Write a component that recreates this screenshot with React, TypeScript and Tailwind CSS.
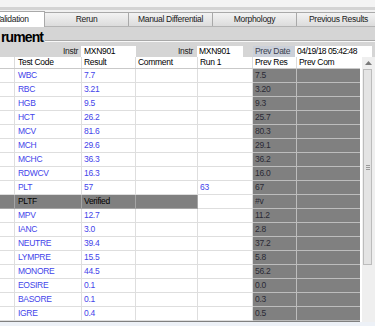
import React from "react";

const rows: { code: string; res: string; run?: string; prev: string; flag?: boolean }[] = [
  { code: "WBC", res: "7.7", prev: "7.5" },
  { code: "RBC", res: "3.21", prev: "3.20" },
  { code: "HGB", res: "9.5", prev: "9.3" },
  { code: "HCT", res: "26.2", prev: "25.7" },
  { code: "MCV", res: "81.6", prev: "80.3" },
  { code: "MCH", res: "29.6", prev: "29.1" },
  { code: "MCHC", res: "36.3", prev: "36.2" },
  { code: "RDWCV", res: "16.3", prev: "16.0" },
  { code: "PLT", res: "57", run: "63", prev: "67" },
  { code: "PLTF", res: "Verified", prev: "#v", flag: true },
  { code: "MPV", res: "12.7", prev: "11.2" },
  { code: "IANC", res: "3.0", prev: "2.8" },
  { code: "NEUTRE", res: "39.4", prev: "37.2" },
  { code: "LYMPRE", res: "15.5", prev: "5.8" },
  { code: "MONORE", res: "44.5", prev: "56.2" },
  { code: "EOSIRE", res: "0.1", prev: "0.0" },
  { code: "BASORE", res: "0.1", prev: "0.3" },
  { code: "IGRE", res: "0.4", prev: "0.5" },
];

function Tab({ label, w }: { label: string; w: string }) {
  return (
    <div
      className={`${w} h-[14px] shrink-0 flex items-center justify-center border border-b-0 border-l-0 border-[#a9a9a9] bg-gradient-to-b from-[#f3f3f3] to-[#dcdcdc] text-[#1a1a1a]`}
    >
      {label}
    </div>
  );
}

export default function App() {
  return (
    <div className="w-[375px] h-[326px] overflow-hidden bg-[#d5d5d5] font-['Liberation_Sans',Arial,sans-serif] text-[8.5px] tracking-[-0.3px] flex flex-col">
      {/* top strip */}
      <div className="h-[7px] bg-[#f4f4f4] shrink-0" />
      <div className="h-[3px] bg-[#d4d4d4] shrink-0" />
      {/* tabs */}
      <div className="h-[17px] shrink-0 bg-[#f1f1f1] flex items-end border-b border-[#b4b4b4]">
        <div className="w-[45px] h-[16px] shrink-0 bg-white border-r border-t border-[#a9a9a9] flex items-center overflow-hidden -mb-px">
          <span className="-ml-[5px] text-[#1a1a1a]">Validation</span>
        </div>
        <Tab label="Rerun" w="w-[84px]" />
        <Tab label="Manual Differential" w="w-[84px]" />
        <Tab label="Morphology" w="w-[84px]" />
        <Tab label="Previous Results" w="w-[84px]" />
      </div>
      {/* group caption */}
      <div className="h-[18px] shrink-0 flex items-end">
        <span className="ml-[1px] text-[14px] font-bold leading-[15px] tracking-[-0.9px] text-black">rument</span>
        <div className="flex-1 mb-[3px] ml-[2px] flex flex-col">
          <div className="h-px bg-[#a8a8a8]" />
          <div className="h-px bg-[#f8f8f8]" />
        </div>
      </div>
      {/* instr row */}
      <div className="h-[11px] shrink-0 flex items-stretch leading-[11px] mt-px">
        <div className="w-[78px] text-right text-[#222]">Instr</div>
        <div className="w-[3px]" />
        <div className="w-[55px] bg-white pl-[3px] text-black">MXN901</div>
        <div className="w-[57px] text-right text-[#222]">Instr</div>
        <div className="w-[4px]" />
        <div className="w-[46px] bg-white pl-[2px] text-black">MXN901</div>
        <div className="w-[10px]" />
        <div className="w-[42px] bg-[#cbd0d9] pl-[2px] text-[#3a4050]">Prev Date</div>
        <div className="w-[77px] bg-white pl-[2px] text-black tracking-[-0.5px]">04/19/18 05:42:48</div>
      </div>
      {/* grid */}
      <div className="flex shrink-0 h-[265px]">
        <div className="w-[360px] flex flex-col bg-white">
          <div className="h-[12px] flex border-b border-[#c9c9c9] leading-[11px] text-black">
            <div className="w-[15px] border-r border-[#dcdcdc]" />
            <div className="w-[67px] border-r border-[#dcdcdc] pl-[3px]">Test Code</div>
            <div className="w-[54px] border-r border-[#dcdcdc] pl-[2px]">Result</div>
            <div className="w-[62px] border-r border-[#dcdcdc] pl-[2px]">Comment</div>
            <div className="w-[55px] border-r border-[#dcdcdc] pl-[2px]">Run 1</div>
            <div className="w-[44px] border-r border-[#dcdcdc] pl-[2px]">Prev Res</div>
            <div className="w-[63px] pl-[2px]">Prev Com</div>
          </div>
          {rows.map((r) => {
            const left = r.flag
              ? "bg-[#808080] border-[#a5a5a5] text-black"
              : "bg-white border-[#dedede] text-[#4343ea]";
            return (
              <div key={r.code} className="h-[14px] flex leading-[13px]">
                <div className={`w-[15px] border-r border-b ${left}`} />
                <div className={`w-[67px] border-r border-b pl-[3px] ${left}`}>{r.code}</div>
                <div className={`w-[54px] border-r border-b pl-[2px] ${left}`}>{r.res}</div>
                <div className={`w-[62px] border-r border-b ${left}`} />
                <div className="w-[55px] border-r border-b border-[#dedede] bg-white pl-[2px] text-[#4343ea]">
                  {r.run ?? ""}
                </div>
                <div className="w-[44px] border-r border-b border-[#bdbdbd] bg-[#808080] pl-[2px] text-[#2a2a35]">
                  {r.prev}
                </div>
                <div className="w-[63px] border-b border-[#bdbdbd] bg-[#808080]" />
              </div>
            );
          })}
          <div className="flex-1 bg-[#808080]" />
        </div>
        {/* scrollbar */}
        <div className="w-[15px] flex flex-col bg-[#efefef] border-l-2 border-white">
          <div className="h-[12px] flex items-center justify-center">
            <svg width="7" height="4" viewBox="0 0 7 4">
              <path d="M0 4 L3.5 0 L7 4 Z" fill="#7a7a7a" />
            </svg>
          </div>
          <div className="ml-[1px] w-[9px] h-[196px] bg-[#e4e4e4] border border-[#bcbcbc] flex flex-col items-center justify-center gap-[1px]">
            <div className="w-[4px] h-px bg-[#9a9a9a]" />
            <div className="w-[4px] h-px bg-[#9a9a9a]" />
            <div className="w-[4px] h-px bg-[#9a9a9a]" />
          </div>
          <div className="flex-1" />
        </div>
      </div>
      <div className="flex-1 bg-[#edf1f7]" />
    </div>
  );
}
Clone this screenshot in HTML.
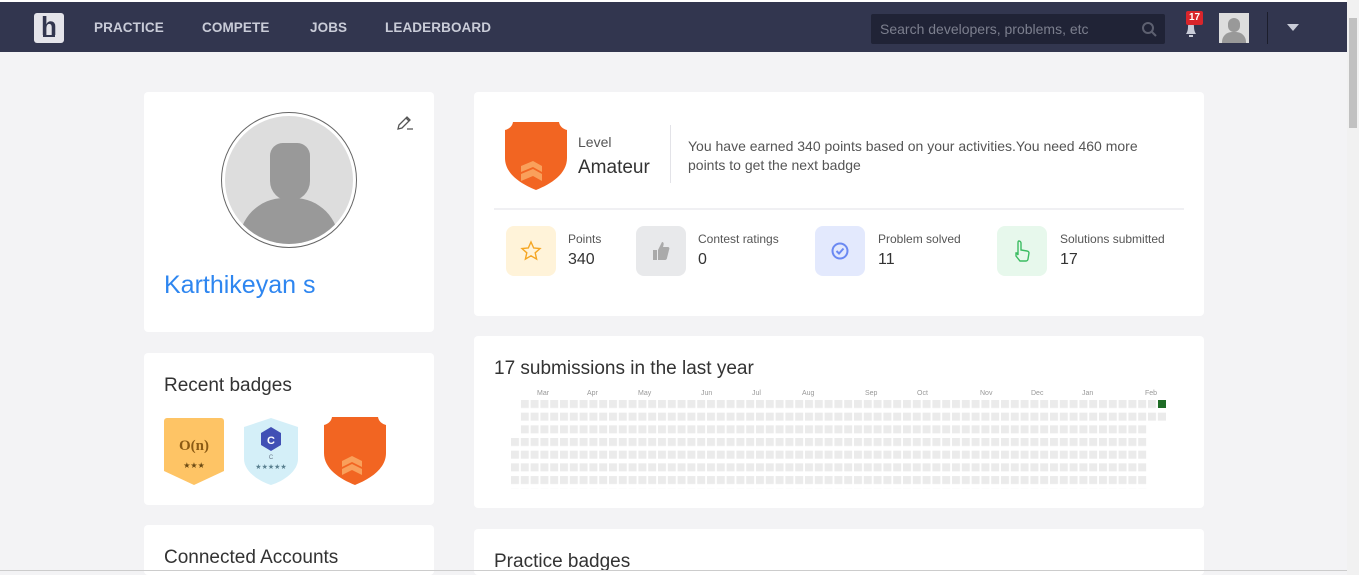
<!DOCTYPE html>
<html style="height:575px;overflow:hidden"><head><meta charset="utf-8"><style>
*{box-sizing:border-box;margin:0;padding:0}
body{width:1359px;height:575px;overflow:hidden;background:#f3f3f5;font-family:"Liberation Sans",sans-serif;position:relative;color:#333}
.nav{position:absolute;left:0;top:0;width:1347px;height:52px;background:#32364f;border-top:2px solid #fff}
.nav a{position:absolute;top:18px;color:#c9ccd8;font-weight:bold;font-size:13.5px;letter-spacing:.1px}
.logo{position:absolute;left:34px;top:11px;width:30px;height:30px;background:#e4e4ea;border-radius:3px;color:#32364f;font-size:26px;font-weight:bold;text-align:center;line-height:26px}
.search{position:absolute;left:871px;top:12px;width:294px;height:30px;background:#202336;border-radius:2px;color:#7c7f8e;font-size:14px;padding:7px 9px}
.card{position:absolute;background:#fff;border-radius:4px}
.sb{position:absolute;left:1347px;top:0;width:12px;height:575px;background:#f1f1f1}
.sb i{position:absolute;left:2px;top:18px;width:8px;height:110px;background:#c1c1c1}
.h{font-size:19px;color:#333;position:absolute}
.stat{position:absolute;top:226px;width:50px;height:50px;border-radius:8px}
.sl{position:absolute;top:232px;font-size:12px;color:#555}
.sv{position:absolute;top:251px;font-size:16px;color:#333}
</style></head><body>
<div class="nav">
<div class="logo">h<div style="position:absolute;left:9px;top:22px;width:12px;height:2px;background:#32364f"></div></div>
<a style="left:94px">PRACTICE</a><a style="left:202px">COMPETE</a><a style="left:310px">JOBS</a><a style="left:385px">LEADERBOARD</a>
<div class="search">Search developers, problems, etc
<svg style="position:absolute;right:8px;top:8px" width="15" height="15" viewBox="0 0 15 15"><circle cx="6" cy="6" r="5" fill="none" stroke="#5d6070" stroke-width="2"/><path d="M10 10l4 4" stroke="#5d6070" stroke-width="2"/></svg></div>
<svg style="position:absolute;left:1184px;top:20px" width="14" height="16"><path d="M2 12 Q4 9 4 5 Q4 1 7 1 Q10 1 10 5 Q10 9 12 12Z M5 13h4v2h-4z" fill="#c9ccd8"/></svg>
<div style="position:absolute;left:1186px;top:9px;width:17px;height:14px;background:#d9252b;border-radius:2px;color:#fff;font-size:10px;font-weight:bold;text-align:center;line-height:14px">17</div>
<div style="position:absolute;left:1219px;top:11px;width:30px;height:30px;background:#ddd;overflow:hidden"><div style="position:absolute;left:9px;top:5px;width:12px;height:14px;border-radius:6px;background:#999"></div><div style="position:absolute;left:3px;top:19px;width:24px;height:16px;border-radius:10px 10px 0 0;background:#999"></div></div>
<div style="position:absolute;left:1267px;top:10px;width:1px;height:32px;background:#1c1e2c"></div>
<div style="position:absolute;left:1287px;top:22px;border-left:6px solid transparent;border-right:6px solid transparent;border-top:7px solid #c9ccd8"></div>
</div>
<div class="sb"><i></i></div>

<div class="card" style="left:144px;top:92px;width:290px;height:240px">
<div style="position:absolute;left:77px;top:20px;width:136px;height:136px;border-radius:50%;border:1px solid #666;padding:3px"><div style="width:128px;height:128px;border-radius:50%;background:#ddd;overflow:hidden;position:relative"><div style="position:absolute;left:45px;top:27px;width:40px;height:58px;border-radius:14px 14px 22px 22px;background:#999"></div><div style="position:absolute;left:14px;top:82px;width:100px;height:60px;border-radius:45px 45px 0 0;background:#999"></div></div></div>
<svg style="position:absolute;left:253px;top:23px" width="18" height="16" viewBox="0 0 18 16"><path d="M1 14l1-4 8-8 3 3-8 8z M9 3l3 3 M10 14h6" fill="none" stroke="#555" stroke-width="1.3"/></svg>
<div style="position:absolute;left:20px;top:179px;font-size:25px;color:#2e86f0">Karthikeyan s</div>
</div>

<div class="card" style="left:144px;top:353px;width:290px;height:152px">
<div class="h" style="left:20px;top:22px">Recent badges</div>
<svg style="position:absolute;left:20px;top:64px" width="62" height="70"><path d="M3 1h54a3 3 0 0 1 3 3v50l-30 14-30-14V4a3 3 0 0 1 3-3z" fill="#fec465"/><text x="30" y="33" font-size="15" font-family="Liberation Serif" font-weight="bold" fill="#8b5a14" text-anchor="middle">O(n)</text><text x="30" y="51" font-size="8" fill="#6b4a14" text-anchor="middle">★★★</text></svg>
<svg style="position:absolute;left:99px;top:64px" width="60" height="70"><path d="M28 1l27 9v32c0 12-14 22-27 26C15 64 1 54 1 42V10z" fill="#d4eff8"/><path d="M28 10l10 6v12l-10 6-10-6V16z" fill="#4150b5"/><text x="28" y="27" font-size="11" font-weight="bold" fill="#fff" text-anchor="middle">C</text><text x="28" y="42" font-size="6" fill="#678" text-anchor="middle">C</text><text x="28" y="52" font-size="7" fill="#5a8090" text-anchor="middle">★★★★★</text></svg>
<svg style="position:absolute;left:180px;top:64px" width="62" height="70"><path d="M8 0H54Q55 6 62 8V36C62 52 46 62 31 68C16 62 0 52 0 36V8Q7 6 8 0Z" fill="#f26522"/><path d="M18 52l10-5 10 5v6l-10-5-10 5zM18 44l10-5 10 5v6l-10-5-10 5z" fill="#f9a05b"/></svg>
</div>

<div class="card" style="left:144px;top:525px;width:290px;height:50px"><div class="h" style="left:20px;top:22px">Connected Accounts</div></div>

<div class="card" style="left:474px;top:92px;width:730px;height:224px">
<svg style="position:absolute;left:31px;top:30px" width="62" height="70"><path d="M8 0H54Q55 6 62 8V36C62 52 46 62 31 68C16 62 0 52 0 36V8Q7 6 8 0Z" fill="#f26522"/><path d="M16 52l12-5 9 5v7l-9-5-12 5zM16 44l12-5 9 5v6l-9-5-12 5z" fill="#f9a05b"/></svg>
<div style="position:absolute;left:104px;top:42px;font-size:14px;color:#555">Level</div>
<div style="position:absolute;left:104px;top:65px;font-size:19px;color:#333">Amateur</div>
<div style="position:absolute;left:196px;top:33px;width:1px;height:58px;background:#e3e3e8"></div>
<div style="position:absolute;left:214px;top:45px;width:490px;font-size:14px;line-height:19px;color:#555">You have earned 340 points based on your activities.You need 460 more points to get the next badge</div>
<div style="position:absolute;left:20px;top:116px;width:690px;height:2px;background:#f0f0f3"></div>
</div>
<div class="stat" style="left:506px;background:#fff3d9"><svg style="margin:14px" width="22" height="22" viewBox="0 0 22 22"><path d="M11 2l2.7 6 6.3.6-4.8 4.2 1.4 6.3L11 15.8 5.4 19.1l1.4-6.3L2 8.6 8.3 8z" fill="none" stroke="#f5a623" stroke-width="1.4"/></svg></div>
<div class="sl" style="left:568px">Points</div><div class="sv" style="left:568px">340</div>
<div class="stat" style="left:636px;background:#e8e9eb"><svg style="margin:14px" width="22" height="22" viewBox="0 0 22 22"><path d="M3 10h4v10H3z M8 10l4-8c2 0 2 2 1 5h5c1 0 2 1 1 3l-2 8c0 1-1 2-2 2H8z" fill="#aaa"/></svg></div>
<div class="sl" style="left:698px">Contest ratings</div><div class="sv" style="left:698px">0</div>
<div class="stat" style="left:815px;background:#e3e9fd"><svg style="margin:15px" width="20" height="20" viewBox="0 0 20 20"><circle cx="10" cy="10" r="7.5" fill="none" stroke="#6b89f2" stroke-width="2"/><path d="M6.5 10l2.5 2.5 4.5-5" fill="none" stroke="#6b89f2" stroke-width="2"/></svg></div>
<div class="sl" style="left:878px">Problem solved</div><div class="sv" style="left:878px">11</div>
<div class="stat" style="left:997px;background:#e7f8ec"><svg style="margin:13px" width="24" height="24" viewBox="0 0 24 24"><path d="M9 2c1 0 2 1 2 2v7l6 1c1 0 2 1 2 2l-1 6c0 1-1 2-2 2h-6l-4-5 0-3 1 0 1 2V4c0-1 0-2 1-2z" fill="none" stroke="#3cbc62" stroke-width="1.4"/></svg></div>
<div class="sl" style="left:1060px">Solutions submitted</div><div class="sv" style="left:1060px">17</div>

<div class="card" style="left:474px;top:336px;width:730px;height:172px">
<div class="h" style="left:20px;top:22px">17 submissions in the last year</div>
<svg style="position:absolute;left:0;top:0" width="730" height="172">
<defs><pattern id="p" x="37" y="64" width="9.8" height="12.67" patternUnits="userSpaceOnUse"><rect width="8" height="8" fill="#ebebeb"/></pattern></defs>
<rect x="37" y="64" width="646.8" height="88.7" fill="url(#p)"/>
<rect x="37" y="64" width="9.8" height="38" fill="#fff"/>
<rect x="674" y="89" width="10" height="64" fill="#fff"/>
<rect x="684" y="64" width="8" height="8" fill="#1e6b25"/>
<rect x="684" y="76.67" width="8" height="8" fill="#ebebeb"/>
<g font-size="7" fill="#999" font-family="Liberation Sans"><text x="63" y="59">Mar</text><text x="113" y="59">Apr</text><text x="164" y="59">May</text><text x="227" y="59">Jun</text><text x="278" y="59">Jul</text><text x="328" y="59">Aug</text><text x="391" y="59">Sep</text><text x="443" y="59">Oct</text><text x="506" y="59">Nov</text><text x="557" y="59">Dec</text><text x="608" y="59">Jan</text><text x="671" y="59">Feb</text></g>
</svg>
</div>

<div class="card" style="left:474px;top:529px;width:730px;height:46px"><div class="h" style="left:20px;top:22px">Practice badges</div></div>
<div style="position:absolute;left:0;top:570px;width:1347px;height:1px;background:#ccc"></div>
</body></html>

○ ○ ○ ○

Starting with the first line of the data above and ending with the line containing "import React from", please restate every line exactly, leaving images out.

Write a component that recreates this screenshot with React, TypeScript and Tailwind CSS.
import React from "react";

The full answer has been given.